## What you will do
Return all lines in the material below that contain "styles".

▽

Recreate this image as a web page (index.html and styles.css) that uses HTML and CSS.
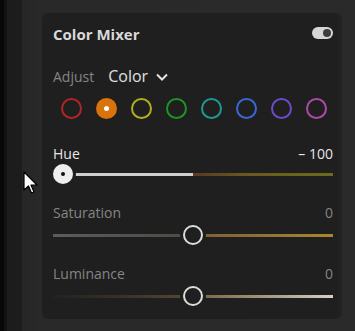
FILE: index.html
```html
<!DOCTYPE html>
<html lang="en">
<head>
    <meta charset="UTF-8">
    <meta name="viewport" content="width=device-width, initial-scale=1.0">
    <title>Color Mixer</title>
    <link rel="stylesheet" href="styles.css">
</head>
<body>
    <div class="app">
        <div class="edge edge-a"></div>
        <div class="edge edge-b"></div>
        <div class="edge edge-c"></div>
        <div class="workspace">
            <div class="panel">
                <div class="panel-header">
                    <span class="panel-title">Color Mixer</span>
                    <span class="toggle"><span class="toggle-knob"></span></span>
                </div>

                <div class="adjust-row">
                    <span class="adjust-label">Adjust</span>
                    <span class="adjust-value">Color</span>
                    <svg class="chevron" width="12" height="8" viewBox="0 0 12 8">
                        <polyline points="1,1.5 6,6.5 11,1.5" fill="none" stroke="#e2e2e2" stroke-width="2"/>
                    </svg>
                </div>

                <div class="swatches">
                    <span class="swatch red"></span>
                    <span class="swatch orange active"></span>
                    <span class="swatch yellow"></span>
                    <span class="swatch green"></span>
                    <span class="swatch aqua"></span>
                    <span class="swatch blue"></span>
                    <span class="swatch purple"></span>
                    <span class="swatch magenta"></span>
                </div>

                <div class="slider-label hue-label">
                    <span>Hue</span>
                    <span>&ndash; 100</span>
                </div>
                <div class="slider hue-slider">
                    <div class="track">
                        <span class="seg hue-left"></span>
                        <span class="seg hue-right"></span>
                    </div>
                    <span class="thumb thumb-filled" style="left: 0%"></span>
                </div>

                <div class="slider-label dim">
                    <span>Saturation</span>
                    <span>0</span>
                </div>
                <div class="slider low">
                    <div class="track">
                        <span class="seg sat-left"></span>
                        <span class="seg sat-right"></span>
                    </div>
                    <span class="thumb centered" style="left: 50%"></span>
                </div>

                <div class="slider-label dim">
                    <span>Luminance</span>
                    <span>0</span>
                </div>
                <div class="slider low">
                    <div class="track">
                        <span class="seg lum-left"></span>
                        <span class="seg lum-right"></span>
                    </div>
                    <span class="thumb centered" style="left: 50%"></span>
                </div>
            </div>
        </div>

        <svg class="cursor" width="16" height="24" viewBox="0 0 16 24">
            <path d="M1 1 V19 L5.5 15 L8.5 22 L11 21 L8 14 H14 Z" fill="#ffffff" stroke="#000000" stroke-width="1.2" stroke-linejoin="round"/>
        </svg>
    </div>
</body>
</html>
```

FILE: styles.css
```css
* {
    box-sizing: border-box;
}
body {
    margin: 0;
    background: #292929;
    font-family: "Open Sans", "Noto Sans", sans-serif;
}
.app {
    position: relative;
    display: flex;
    width: 355px;
    height: 331px;
    overflow: hidden;
}
.edge { height: 100%; }
.edge-a { width: 4px; background: #070707; }
.edge-b { width: 3px; background: #121212; }
.edge-c { width: 15px; background: #1c1c1c; }
.workspace {
    flex: 1;
    padding: 13px 16px 12px 20px;
    background: linear-gradient(to right, #262626 0, #292929 20px, #2a2a2a 100%);
}
.panel {
    display: flex;
    flex-direction: column;
    width: 297px;
    height: 306px;
    padding: 10px 6px 0 11px;
    background: #1f1f1f;
    border-radius: 6px;
    box-shadow: 3px 0 0 #222222;
}
.panel-header {
    display: flex;
    align-items: center;
    justify-content: space-between;
    height: 22px;
}
.panel-title {
    font-weight: 700;
    font-size: 15px;
    color: #d9d9d9;
}
.toggle {
    display: flex;
    align-items: center;
    justify-content: flex-end;
    width: 21px;
    height: 12px;
    padding: 0 2px;
    margin-top: -2px;
    border-radius: 6px;
    background: #d6d6d6;
}
.toggle-knob {
    width: 8px;
    height: 8px;
    border-radius: 50%;
    background: #3c3c3c;
}
.adjust-row {
    display: flex;
    align-items: center;
    height: 22px;
    margin-top: 20px;
}
.adjust-label {
    font-size: 14px;
    color: #858585;
}
.adjust-value {
    margin-left: 14px;
    font-size: 16px;
    color: #e0e0e0;
}
.chevron {
    margin-left: 8px;
    margin-top: 1px;
}
.swatches {
    display: flex;
    align-items: center;
    gap: 14px;
    height: 22px;
    margin-top: 10px;
    padding-left: 8px;
}
.swatch {
    display: flex;
    align-items: center;
    justify-content: center;
    width: 21px;
    height: 21px;
    border-radius: 50%;
    border: 2px solid;
}
.red { border-color: #b02525; }
.orange { border-color: #d9730c; }
.yellow { border-color: #b3ae1f; }
.green { border-color: #1d9328; }
.aqua { border-color: #1e9893; }
.blue { border-color: #3a66d6; }
.purple { border-color: #6c4acb; }
.magenta { border-color: #ad4aa6; }
.swatch.active {
    background: #d9730c;
}
.swatch.active::after {
    content: "";
    width: 5px;
    height: 5px;
    border-radius: 50%;
    background: #ffffff;
}
.slider-label {
    display: flex;
    justify-content: space-between;
    align-items: center;
    height: 18px;
    font-size: 14px;
    color: #e6e6e6;
    margin-top: 19px;
}
.hue-label {
    margin-top: 25px;
}
.slider-label.dim {
    color: #858585;
}
.slider {
    position: relative;
    height: 20px;
    margin-top: 2px;
    display: flex;
    align-items: center;
}
.slider.low {
    margin-top: 4px;
}
.track {
    display: flex;
    width: 100%;
    height: 3px;
}
.seg {
    flex: 1;
    height: 100%;
}
.hue-left { background: #cfcfcf; }
.hue-right { background: linear-gradient(to right, #5a3a22, #6a5a1e 40%, #6b6b1c); }
.sat-left { background: linear-gradient(to right, #5c5c5c, #4e4a44); }
.sat-right { background: linear-gradient(to right, #7e5c38, #9a7a34 70%, #ab862a); }
.lum-left { background: linear-gradient(to right, #222222, #3a3128 50%, #5a4a36); }
.lum-right { background: linear-gradient(to right, #72623f, #aca08a 60%, #d6d0c8); }
.thumb {
    position: absolute;
    top: 0;
    width: 20px;
    height: 20px;
    border-radius: 50%;
    border: 2px solid #dcdcdc;
    background: #1f1f1f;
    box-shadow: 0 0 0 3px #1f1f1f;
}
.thumb.centered {
    margin-left: -10px;
}
.thumb-filled {
    display: flex;
    align-items: center;
    justify-content: center;
    background: #eeeeee;
    border-color: #eeeeee;
}
.thumb-filled::after {
    content: "";
    width: 4px;
    height: 4px;
    border-radius: 50%;
    background: #111111;
}
.cursor {
    position: absolute;
    left: 23px;
    top: 171px;
}
```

△

## Complete output
Recreate this image as a web page (index.html and styles.css) that uses HTML and CSS.
    <link rel="stylesheet" href="styles.css">
FILE: styles.css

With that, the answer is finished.